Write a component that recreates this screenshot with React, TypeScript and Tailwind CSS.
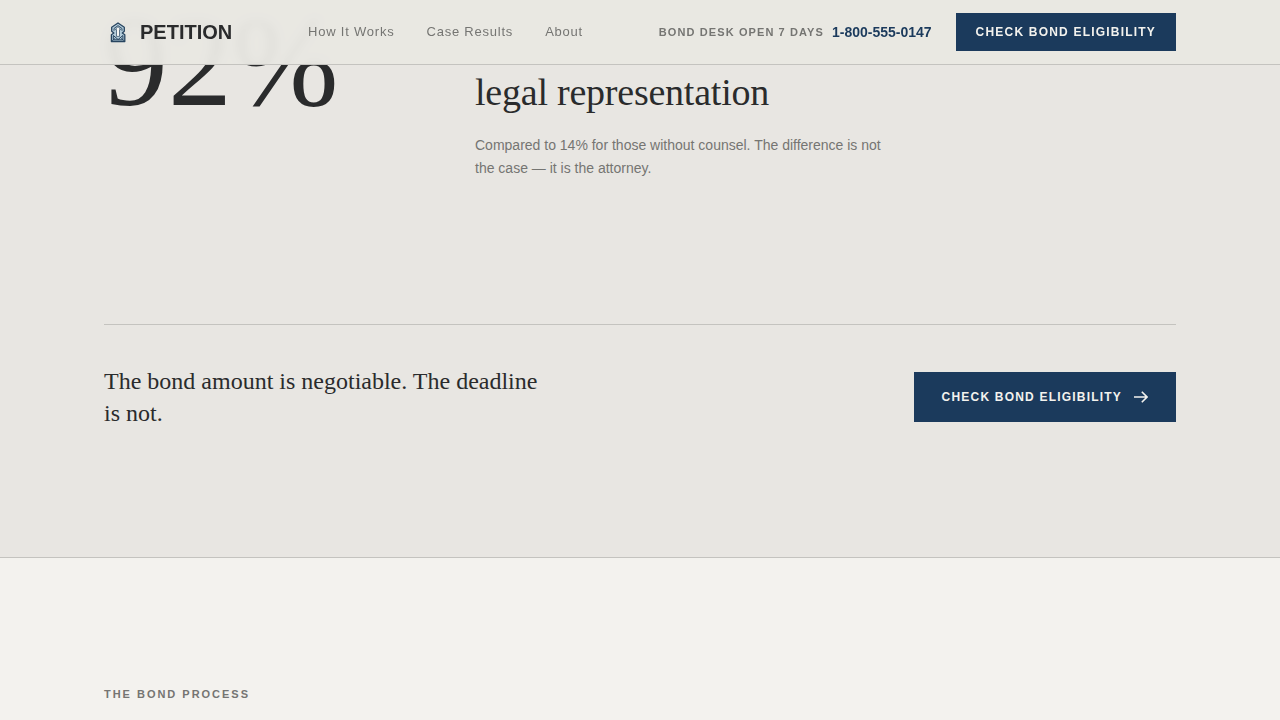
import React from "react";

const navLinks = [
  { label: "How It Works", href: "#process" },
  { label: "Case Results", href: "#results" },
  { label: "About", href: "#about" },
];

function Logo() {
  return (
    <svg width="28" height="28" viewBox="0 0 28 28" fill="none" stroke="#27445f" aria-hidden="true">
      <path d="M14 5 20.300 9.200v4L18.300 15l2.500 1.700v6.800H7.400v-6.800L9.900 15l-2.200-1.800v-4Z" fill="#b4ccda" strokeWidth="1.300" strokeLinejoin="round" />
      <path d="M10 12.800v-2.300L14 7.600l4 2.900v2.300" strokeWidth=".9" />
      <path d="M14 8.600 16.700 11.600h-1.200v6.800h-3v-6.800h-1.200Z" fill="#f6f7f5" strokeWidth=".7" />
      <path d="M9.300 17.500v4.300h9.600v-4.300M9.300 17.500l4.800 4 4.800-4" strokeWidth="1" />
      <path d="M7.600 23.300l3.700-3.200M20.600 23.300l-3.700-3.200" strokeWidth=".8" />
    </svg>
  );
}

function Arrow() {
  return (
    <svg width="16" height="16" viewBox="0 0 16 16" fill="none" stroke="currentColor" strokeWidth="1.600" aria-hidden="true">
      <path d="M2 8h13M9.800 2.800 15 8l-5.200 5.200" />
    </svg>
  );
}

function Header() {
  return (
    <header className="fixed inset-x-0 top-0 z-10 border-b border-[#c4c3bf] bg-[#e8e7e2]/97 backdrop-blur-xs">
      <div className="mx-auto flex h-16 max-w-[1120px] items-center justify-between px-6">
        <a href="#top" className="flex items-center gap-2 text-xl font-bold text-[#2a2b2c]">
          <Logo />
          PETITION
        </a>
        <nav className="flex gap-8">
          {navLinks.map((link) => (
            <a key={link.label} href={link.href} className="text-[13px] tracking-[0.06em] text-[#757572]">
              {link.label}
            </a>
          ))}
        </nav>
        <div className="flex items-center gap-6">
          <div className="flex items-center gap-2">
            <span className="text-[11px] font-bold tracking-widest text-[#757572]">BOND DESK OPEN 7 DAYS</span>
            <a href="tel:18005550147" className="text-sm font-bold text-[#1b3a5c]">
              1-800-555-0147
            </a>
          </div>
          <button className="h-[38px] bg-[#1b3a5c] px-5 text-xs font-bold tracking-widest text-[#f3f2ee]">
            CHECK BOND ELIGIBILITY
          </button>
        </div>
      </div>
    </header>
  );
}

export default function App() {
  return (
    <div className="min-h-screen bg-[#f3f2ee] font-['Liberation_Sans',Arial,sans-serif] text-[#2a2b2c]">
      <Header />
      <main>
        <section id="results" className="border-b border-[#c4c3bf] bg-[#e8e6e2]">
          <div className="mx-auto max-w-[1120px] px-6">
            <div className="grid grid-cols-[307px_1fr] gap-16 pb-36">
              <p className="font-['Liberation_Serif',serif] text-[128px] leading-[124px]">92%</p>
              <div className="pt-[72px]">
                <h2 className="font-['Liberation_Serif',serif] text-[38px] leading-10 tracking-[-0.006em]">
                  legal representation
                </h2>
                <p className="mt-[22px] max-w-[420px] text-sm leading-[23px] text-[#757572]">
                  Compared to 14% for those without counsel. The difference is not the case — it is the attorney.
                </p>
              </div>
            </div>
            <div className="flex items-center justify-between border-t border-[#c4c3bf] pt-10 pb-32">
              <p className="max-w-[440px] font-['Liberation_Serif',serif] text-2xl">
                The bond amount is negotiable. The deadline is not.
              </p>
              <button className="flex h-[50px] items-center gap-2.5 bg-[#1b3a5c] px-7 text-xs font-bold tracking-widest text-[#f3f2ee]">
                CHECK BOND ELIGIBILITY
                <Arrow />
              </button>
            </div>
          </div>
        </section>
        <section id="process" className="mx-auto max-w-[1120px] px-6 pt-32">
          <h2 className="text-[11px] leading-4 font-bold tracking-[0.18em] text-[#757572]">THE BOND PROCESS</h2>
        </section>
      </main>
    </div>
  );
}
---
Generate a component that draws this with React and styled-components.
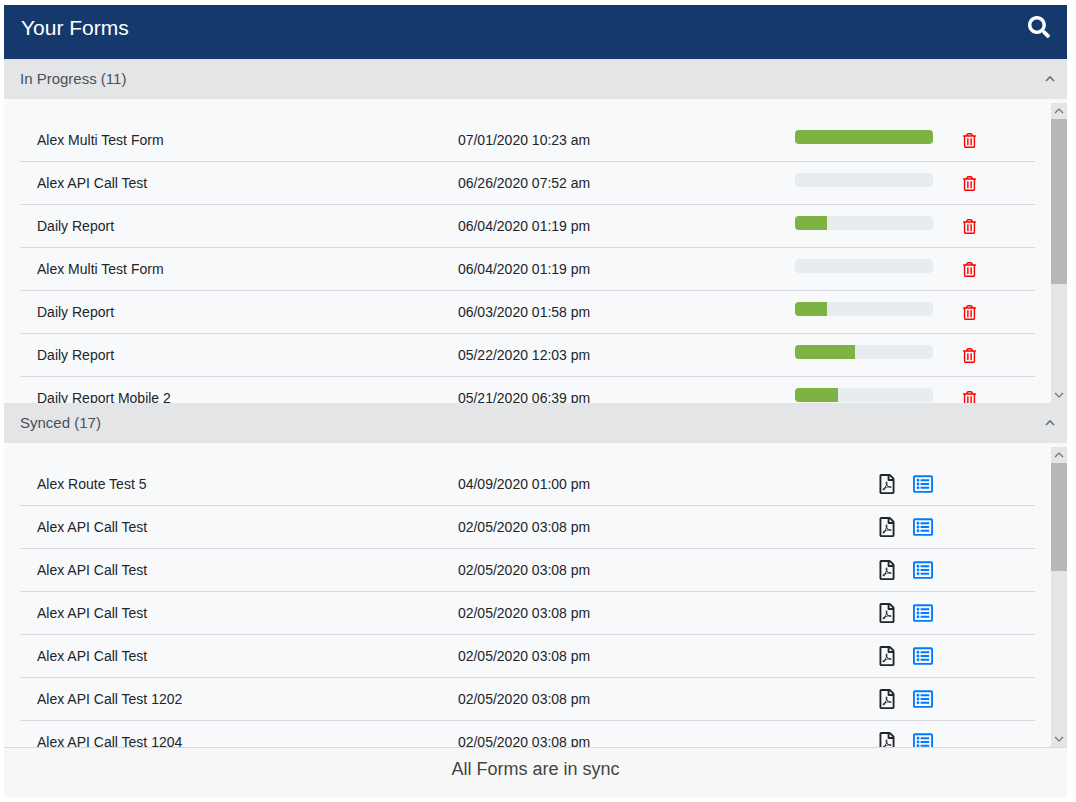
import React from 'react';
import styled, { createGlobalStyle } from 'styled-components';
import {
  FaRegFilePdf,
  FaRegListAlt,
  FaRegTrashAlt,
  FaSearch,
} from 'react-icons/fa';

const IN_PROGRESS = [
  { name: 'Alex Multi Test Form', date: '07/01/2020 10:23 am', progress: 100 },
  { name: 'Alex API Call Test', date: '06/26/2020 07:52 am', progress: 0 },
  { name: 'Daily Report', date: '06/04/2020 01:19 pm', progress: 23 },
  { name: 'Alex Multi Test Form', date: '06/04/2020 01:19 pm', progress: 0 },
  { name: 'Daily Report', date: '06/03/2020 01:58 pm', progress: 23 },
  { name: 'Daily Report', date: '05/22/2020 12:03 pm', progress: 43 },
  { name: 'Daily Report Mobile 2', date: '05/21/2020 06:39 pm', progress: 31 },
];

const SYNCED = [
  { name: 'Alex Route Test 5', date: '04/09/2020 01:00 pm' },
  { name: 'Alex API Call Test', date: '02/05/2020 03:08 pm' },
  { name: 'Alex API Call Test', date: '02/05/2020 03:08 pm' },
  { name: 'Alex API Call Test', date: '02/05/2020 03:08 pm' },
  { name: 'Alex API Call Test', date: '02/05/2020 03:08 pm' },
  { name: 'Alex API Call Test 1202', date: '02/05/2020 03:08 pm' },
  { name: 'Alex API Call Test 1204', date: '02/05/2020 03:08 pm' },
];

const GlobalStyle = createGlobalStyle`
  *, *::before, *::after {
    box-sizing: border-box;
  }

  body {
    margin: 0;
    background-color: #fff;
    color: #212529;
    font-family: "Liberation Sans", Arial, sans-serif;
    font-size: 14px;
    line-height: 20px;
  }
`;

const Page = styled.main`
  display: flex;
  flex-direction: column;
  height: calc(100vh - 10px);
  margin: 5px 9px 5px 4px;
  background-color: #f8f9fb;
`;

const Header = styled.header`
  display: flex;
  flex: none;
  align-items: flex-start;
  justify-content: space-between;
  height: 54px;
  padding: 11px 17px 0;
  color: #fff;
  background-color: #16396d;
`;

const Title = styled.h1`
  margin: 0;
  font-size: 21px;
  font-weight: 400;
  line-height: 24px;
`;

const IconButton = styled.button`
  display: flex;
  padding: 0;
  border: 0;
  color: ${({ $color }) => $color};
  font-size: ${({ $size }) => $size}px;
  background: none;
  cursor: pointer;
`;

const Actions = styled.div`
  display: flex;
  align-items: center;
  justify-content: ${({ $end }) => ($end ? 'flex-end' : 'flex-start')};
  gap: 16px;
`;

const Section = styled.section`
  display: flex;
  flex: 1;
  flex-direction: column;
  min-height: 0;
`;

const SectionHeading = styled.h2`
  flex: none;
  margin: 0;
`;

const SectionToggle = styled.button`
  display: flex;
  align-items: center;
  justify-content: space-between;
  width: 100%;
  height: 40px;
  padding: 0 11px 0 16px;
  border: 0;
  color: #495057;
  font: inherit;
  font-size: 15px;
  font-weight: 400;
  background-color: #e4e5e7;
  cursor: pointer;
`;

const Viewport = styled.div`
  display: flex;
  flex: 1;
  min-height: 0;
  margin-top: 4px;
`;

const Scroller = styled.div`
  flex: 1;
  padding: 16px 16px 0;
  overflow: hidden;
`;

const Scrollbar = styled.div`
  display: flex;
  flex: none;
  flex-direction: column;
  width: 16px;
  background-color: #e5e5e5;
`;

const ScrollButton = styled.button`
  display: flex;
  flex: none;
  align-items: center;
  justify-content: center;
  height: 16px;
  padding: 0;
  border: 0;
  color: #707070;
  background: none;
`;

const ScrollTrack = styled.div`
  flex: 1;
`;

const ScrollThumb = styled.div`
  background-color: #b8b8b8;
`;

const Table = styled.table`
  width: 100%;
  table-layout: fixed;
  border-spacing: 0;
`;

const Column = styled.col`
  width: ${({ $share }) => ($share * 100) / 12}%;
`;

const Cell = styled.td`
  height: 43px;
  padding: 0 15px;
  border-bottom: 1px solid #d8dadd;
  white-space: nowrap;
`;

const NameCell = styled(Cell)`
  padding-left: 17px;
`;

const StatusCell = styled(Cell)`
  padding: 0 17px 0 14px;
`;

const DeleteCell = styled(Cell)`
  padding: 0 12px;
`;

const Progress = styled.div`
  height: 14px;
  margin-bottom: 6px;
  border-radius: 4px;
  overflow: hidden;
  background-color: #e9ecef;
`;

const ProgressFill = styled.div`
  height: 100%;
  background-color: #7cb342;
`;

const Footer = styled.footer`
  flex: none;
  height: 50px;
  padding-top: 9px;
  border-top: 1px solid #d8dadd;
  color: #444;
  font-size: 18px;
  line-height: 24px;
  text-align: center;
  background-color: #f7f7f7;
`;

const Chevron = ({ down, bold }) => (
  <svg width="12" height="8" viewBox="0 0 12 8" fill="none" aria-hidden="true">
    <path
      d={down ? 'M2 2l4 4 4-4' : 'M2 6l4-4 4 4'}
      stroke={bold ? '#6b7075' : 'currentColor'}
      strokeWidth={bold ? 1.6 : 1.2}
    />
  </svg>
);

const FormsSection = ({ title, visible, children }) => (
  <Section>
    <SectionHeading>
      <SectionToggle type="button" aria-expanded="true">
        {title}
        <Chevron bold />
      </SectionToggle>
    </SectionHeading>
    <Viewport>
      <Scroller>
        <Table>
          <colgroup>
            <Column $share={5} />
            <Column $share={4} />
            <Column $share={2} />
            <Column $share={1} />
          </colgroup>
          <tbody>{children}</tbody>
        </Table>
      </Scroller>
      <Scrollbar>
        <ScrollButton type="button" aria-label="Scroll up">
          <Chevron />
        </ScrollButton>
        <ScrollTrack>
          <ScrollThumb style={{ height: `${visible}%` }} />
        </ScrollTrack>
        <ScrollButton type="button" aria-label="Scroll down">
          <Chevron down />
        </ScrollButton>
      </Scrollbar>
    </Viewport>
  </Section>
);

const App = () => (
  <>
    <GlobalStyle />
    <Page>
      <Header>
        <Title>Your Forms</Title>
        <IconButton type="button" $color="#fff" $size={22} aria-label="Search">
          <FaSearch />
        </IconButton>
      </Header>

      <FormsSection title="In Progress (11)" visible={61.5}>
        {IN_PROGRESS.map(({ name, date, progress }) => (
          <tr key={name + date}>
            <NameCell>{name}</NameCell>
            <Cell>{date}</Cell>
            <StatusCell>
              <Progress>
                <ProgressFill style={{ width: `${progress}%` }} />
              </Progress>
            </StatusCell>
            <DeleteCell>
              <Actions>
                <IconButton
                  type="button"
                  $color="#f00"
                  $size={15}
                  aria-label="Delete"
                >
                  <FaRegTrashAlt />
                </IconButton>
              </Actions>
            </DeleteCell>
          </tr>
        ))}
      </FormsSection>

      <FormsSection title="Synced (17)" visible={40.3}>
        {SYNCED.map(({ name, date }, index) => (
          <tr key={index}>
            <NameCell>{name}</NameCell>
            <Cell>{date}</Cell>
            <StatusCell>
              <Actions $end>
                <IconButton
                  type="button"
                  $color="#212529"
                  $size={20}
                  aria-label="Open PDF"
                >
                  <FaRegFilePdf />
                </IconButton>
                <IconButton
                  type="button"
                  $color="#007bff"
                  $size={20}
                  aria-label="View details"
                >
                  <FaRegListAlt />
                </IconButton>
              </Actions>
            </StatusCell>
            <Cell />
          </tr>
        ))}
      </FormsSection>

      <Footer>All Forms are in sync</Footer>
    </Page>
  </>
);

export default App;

## WORK INSTRUCTIONS
Among the entries above, identify all lines with "that" and copy them.

## ANSWER FOR THE TASK
Write a component that recreates this screenshot with React, TypeScript and Tailwind CSS.
Generate a component that draws this with React and styled-components.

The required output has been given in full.